Haley Ford was an NNCAP student employee before graduating from the UA in May 2017, and is a member of the Pueblo of Jemez. “I had always been pretty aware of these issues in the news and in articles, but it wasn’t until I started this position at NNCAP that I really became involved in environmental concerns,” she said.
As a journalism major, Ford said communication skills are especially important to her work managing NNCAP’s social media presence. She also acted as note-taker at the Tribal Leaders Summit on Climate Change and met tribal leaders from around the country. “I’m a member of a federally recognized tribe, so this is my little way of giving back to my community,” she said.
Ways of Knowing
Climate programs at the UA aim to give tribes access to up-to-date climate science and to create decision-making tools that help Native American communities respond to climate change as it occurs.
Alison Meadow is a staff scientist for the Center for Climate Adaptation Science and Solutions and part of a team that produces Climate Profiles for Arizona tribes. Climate Profiles are small reports that identify vulnerability and address the problems likely to affect that area.
A Climate Profile report addresses issues of concern to the tribe that can be affected by climate change, such as air quality, water quality and quantity, predicted precipitation changes, ambient temperature rises, the impacts of invasive species, protection of species endemic to the area, and strategies to maintain species that are culturally important.
“It is sometimes just sitting in a room, having a lot of conversations, going back and having a lot more conversations,” Meadow said. “Bring the information, talk it through, listen to their questions.

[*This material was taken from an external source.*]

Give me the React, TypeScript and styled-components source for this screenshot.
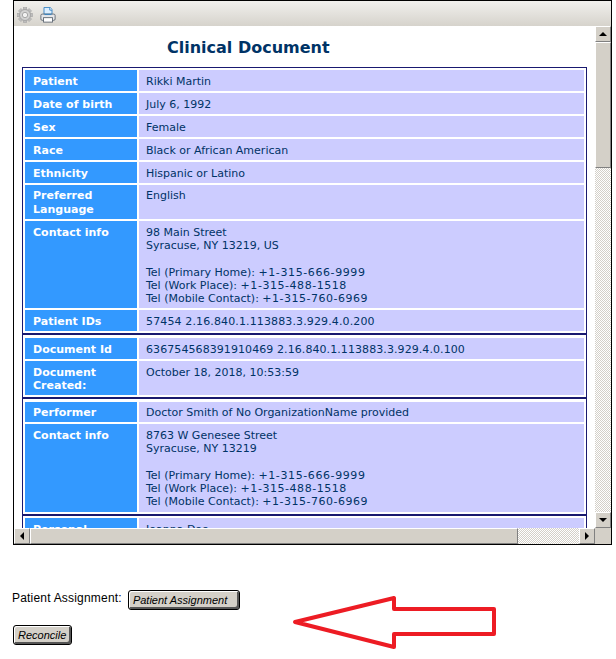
import React from 'react';
import styled, { createGlobalStyle } from 'styled-components';

const GlobalStyle = createGlobalStyle`
  html, body {
    margin: 0;
    padding: 0;
    background: #fff;
  }
`;

const Page = styled.div`
  position: relative;
  width: 616px;
  height: 659px;
  overflow: hidden;
`;

const Frame = styled.div`
  margin-left: 13px;
  width: 597px;
  height: 543px;
  border: 1px solid #000;
  display: flex;
  flex-direction: column;
`;

const Toolbar = styled.div`
  height: 25px;
  flex: none;
  display: flex;
  align-items: center;
  gap: 7px;
  padding: 3px 0 0 3px;
  box-sizing: border-box;
  background: linear-gradient(#f1f0ed, #d6d3cc);
`;

const Middle = styled.div`
  flex: 1;
  min-height: 0;
  display: flex;
`;

const Viewport = styled.div`
  flex: 1;
  overflow: hidden;
  background: #fff;
  padding: 0 8px;
  font-family: "DejaVu Sans", Verdana, sans-serif;
`;

const Title = styled.h1`
  margin: 0;
  height: 41px;
  padding: 12px 0 0 145px;
  box-sizing: border-box;
  font-size: 16px;
  line-height: 20px;
  font-weight: bold;
  color: #003366;
`;

const Section = styled.div<{ $first?: boolean; $inset: number }>`
  width: 565px;
  box-sizing: border-box;
  border-left: 1px solid #191970;
  border-right: 1px solid #191970;
  border-top: ${({ $first }) => ($first ? '1px' : '2px')} solid #191970;
  padding-top: ${({ $inset }) => $inset}px;
`;

const Table = styled.table`
  width: 100%;
  border-collapse: separate;
  border-spacing: 2px;
  table-layout: fixed;
  font-size: 11px;
  line-height: 13px;
`;

const Label = styled.th<{ $top: number; $bottom: number }>`
  padding: ${({ $top, $bottom }) => `${$top}px 0 ${$bottom}px 8px`};
  box-sizing: border-box;
  background: #3399ff;
  color: #fff;
  font-weight: bold;
  text-align: left;
  vertical-align: top;
`;

const Value = styled.td<{ $top: number; $bottom: number }>`
  padding: ${({ $top, $bottom }) => `${$top}px 0 ${$bottom}px 7px`};
  background: #ccccff;
  color: #003366;
  vertical-align: top;
`;

const BlankLine = styled.span`
  display: block;
  height: 14px;
`;

const LooseLine = styled.span`
  display: block;
  line-height: 14px;
`;

const Spaced = styled.span<{ $spacing: number }>`
  letter-spacing: ${({ $spacing }) => $spacing}px;
`;

const VBar = styled.div`
  width: 16px;
  flex: none;
  display: flex;
  flex-direction: column;
  background: #d4d0c8;
`;

const HBar = styled.div`
  height: 16px;
  flex: none;
  display: flex;
  background: #d4d0c8;
`;

const ArrowButton = styled.div`
  width: 16px;
  height: 16px;
  flex: none;
  box-sizing: border-box;
  display: flex;
  align-items: center;
  justify-content: center;
  background: #d4d0c8;
  border: 1px solid;
  border-color: #fff #808080 #808080 #fff;
`;

const Thumb = styled.div<{ $size: number; $vertical?: boolean }>`
  flex: none;
  box-sizing: border-box;
  background: #d4d0c8;
  ${({ $vertical, $size }) => ($vertical ? `height: ${$size}px;` : `width: ${$size}px;`)}
  border: 1px solid;
  border-color: #fff #808080 #808080 #fff;
`;

const Track = styled.div`
  flex: 1;
  background-color: #fff;
  background-image: conic-gradient(#d4d0c8 25%, #fff 0 50%, #d4d0c8 0 75%, #fff 0);
  background-size: 2px 2px;
`;

const Corner = styled.div`
  width: 16px;
  flex: none;
  background: #d4d0c8;
`;

const Footer = styled.div`
  padding: 45px 0 0 12px;
  font-family: "Liberation Sans", Arial, sans-serif;
`;

const AssignRow = styled.div`
  display: flex;
  align-items: center;
  gap: 6px;
  height: 20px;
  font-size: 12px;
  letter-spacing: 0.2px;
  color: #000;
`;

const AssignLabel = styled.span`
  margin-bottom: 5px;
`;

const ReconcileRow = styled.div`
  margin-top: 15px;
  padding-left: 1px;
`;

const ActionButton = styled.button<{ $width: number }>`
  width: ${({ $width }) => $width}px;
  height: 20px;
  padding: 0 0 0 4px;
  background: #d4d0c8;
  border: 1px solid #000;
  border-radius: 3px;
  box-shadow: inset 1px 1px 0 #fff, inset -2px -2px 0 #555;
  font-family: "Liberation Sans", Arial, sans-serif;
  font-style: italic;
  font-size: 11px;
  color: #000;
  text-align: left;
`;

const ArrowOverlay = styled.svg`
  position: absolute;
  left: 0;
  top: 0;
  pointer-events: none;
`;

function GearIcon() {
  const teeth = [0, 45, 90, 135];
  return (
    <svg width="16" height="16" viewBox="0 0 18 18">
      {teeth.map((a) => (
        <rect key={a} x="7" y="0.5" width="4" height="17" fill="#bdbdbd" stroke="#9a9a9a" strokeWidth="0.5" transform={`rotate(${a} 9 9)`} />
      ))}
      <circle cx="9" cy="9" r="6.2" fill="#d2d2d2" stroke="#a0a0a0" />
      <circle cx="9" cy="9" r="3" fill="#f2f2f2" stroke="#a0a0a0" />
    </svg>
  );
}

function PrinterIcon() {
  return (
    <svg width="16" height="16" viewBox="0 0 18 18">
      <path d="M4.5 8V0.5H11.5L13.5 3V8Z" fill="#dbeeff" stroke="#2f7fc1" />
      <path d="M11 0.5V3.5H13.5" fill="#fff" stroke="#2f7fc1" />
      <rect x="1" y="8" width="16" height="7" rx="1.5" fill="#e4e6ea" stroke="#5c6570" />
      <rect x="4" y="12" width="10" height="5" fill="#fff" stroke="#5c6570" />
      <path d="M5 8.5H13" stroke="#2f7fc1" />
    </svg>
  );
}

function Tri({ dir }: { dir: 'up' | 'down' | 'left' | 'right' }) {
  const points = {
    up: '0,6 8,6 4,2',
    down: '0,2 8,2 4,6',
    left: '6,0 6,8 2,4',
    right: '2,0 2,8 6,4',
  }[dir];
  return (
    <svg width="8" height="8" viewBox="0 0 8 8">
      <polygon points={points} fill="#000" />
    </svg>
  );
}

type Row = { label: React.ReactNode; value: React.ReactNode; top?: number; bottom?: number };

const phones = (
  <>
    Tel (Primary Home): <Spaced $spacing={0.6}>+1-315-666-9999</Spaced><br />
    Tel (Work Place): <Spaced $spacing={0.55}>+1-315-488-1518</Spaced><br />
    Tel (Mobile Contact): <Spaced $spacing={0.5}>+1-315-760-6969</Spaced>
  </>
);

const patientRows: Row[] = [
  { label: 'Patient', value: 'Rikki Martin' },
  { label: 'Date of birth', value: 'July 6, 1992' },
  { label: 'Sex', value: 'Female' },
  { label: 'Race', value: 'Black or African American' },
  { label: 'Ethnicity', value: 'Hispanic or Latino' },
  { label: <LooseLine>Preferred<br />Language</LooseLine>, value: 'English', top: 4, bottom: 2 },
  {
    label: 'Contact info',
    value: <>98 Main Street<br />Syracuse, NY 13219, US<BlankLine />{phones}</>,
  },
  { label: 'Patient IDs', value: <Spaced $spacing={0.13}>57454 2.16.840.1.113883.3.929.4.0.200</Spaced> },
];

const documentRows: Row[] = [
  { label: 'Document Id', value: <Spaced $spacing={0.08}>636754568391910469 2.16.840.1.113883.3.929.4.0.100</Spaced> },
  { label: <>Document<br />Created:</>, value: 'October 18, 2018, 10:53:59' },
];

const performerRows: Row[] = [
  { label: 'Performer', value: 'Doctor Smith of No OrganizationName provided', top: 4 },
  {
    label: 'Contact info',
    value: <>8763 W Genesee Street<br />Syracuse, NY 13219<BlankLine />{phones}</>,
    bottom: 4,
  },
];

const personalRows: Row[] = [{ label: 'Personal', value: 'Joanna Doe' }];

function InfoSection({ rows, first, inset = 1 }: { rows: Row[]; first?: boolean; inset?: number }) {
  return (
    <Section $first={first} $inset={inset}>
      <Table>
        <colgroup>
          <col style={{ width: 112 }} />
          <col />
        </colgroup>
        <tbody>
          {rows.map(({ label, value, top = 5, bottom = 3 }, i) => (
            <tr key={i}>
              <Label $top={top} $bottom={bottom}>{label}</Label>
              <Value $top={top} $bottom={bottom}>{value}</Value>
            </tr>
          ))}
        </tbody>
      </Table>
    </Section>
  );
}

export default function App() {
  return (
    <Page>
      <GlobalStyle />
      <Frame>
        <Toolbar>
          <GearIcon />
          <PrinterIcon />
        </Toolbar>
        <Middle>
          <Viewport>
            <Title>Clinical Document</Title>
            <InfoSection rows={patientRows} first inset={0} />
            <InfoSection rows={documentRows} />
            <InfoSection rows={performerRows} />
            <InfoSection rows={personalRows} inset={0} />
          </Viewport>
          <VBar>
            <ArrowButton><Tri dir="up" /></ArrowButton>
            <Thumb $vertical $size={126} />
            <Track />
            <ArrowButton><Tri dir="down" /></ArrowButton>
          </VBar>
        </Middle>
        <HBar>
          <ArrowButton><Tri dir="left" /></ArrowButton>
          <Thumb $size={488} />
          <Track />
          <ArrowButton><Tri dir="right" /></ArrowButton>
          <Corner />
        </HBar>
      </Frame>
      <Footer>
        <AssignRow>
          <AssignLabel>Patient Assignment:</AssignLabel>
          <ActionButton $width={112}>Patient Assignment</ActionButton>
        </AssignRow>
        <ReconcileRow>
          <ActionButton $width={59}>Reconcile</ActionButton>
        </ReconcileRow>
      </Footer>
      <ArrowOverlay width="616" height="659" viewBox="0 0 616 659">
        <polygon
          points="295,622 394,598 394,609 494,609 494,634 394,634 394,647"
          fill="none"
          stroke="#ed1c24"
          strokeWidth="4"
          strokeLinejoin="round"
        />
      </ArrowOverlay>
    </Page>
  );
}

This problem-solving is human rather than tech a lot of times.”
Small also works on the Climate Profiles, which are a first step towards adaptation plans, and she aims to incorporate traditional knowledge and observations of tribal elders into the final products.
“What we do is the research of Western knowledge, but we also recognize there are other ways of knowing,” Small said. “Research is an important tool to help tribes prepare for a changing climate, but it is equally important to address the concerns of tribal members and honor their collective voices in preparing these documents.”
The goal of creating a Climate Profile is to give tribes the tools to understand what climate change will mean for their communities, so tribes can take appropriate action to protect their people and resources.
UA climate programs provide support for the on-the-ground action of community educators such as Walker. “Sometimes it can feel like you’re alone or you don’t know where to go from here, and you hear something in those calls or webinars that helps point you in the right direction,” she said.
Since tribal governments have few resources to invest in climate adaptation measures, Walker said, “It’s always nice to know of the resources we have out there and the people who are willing to help.”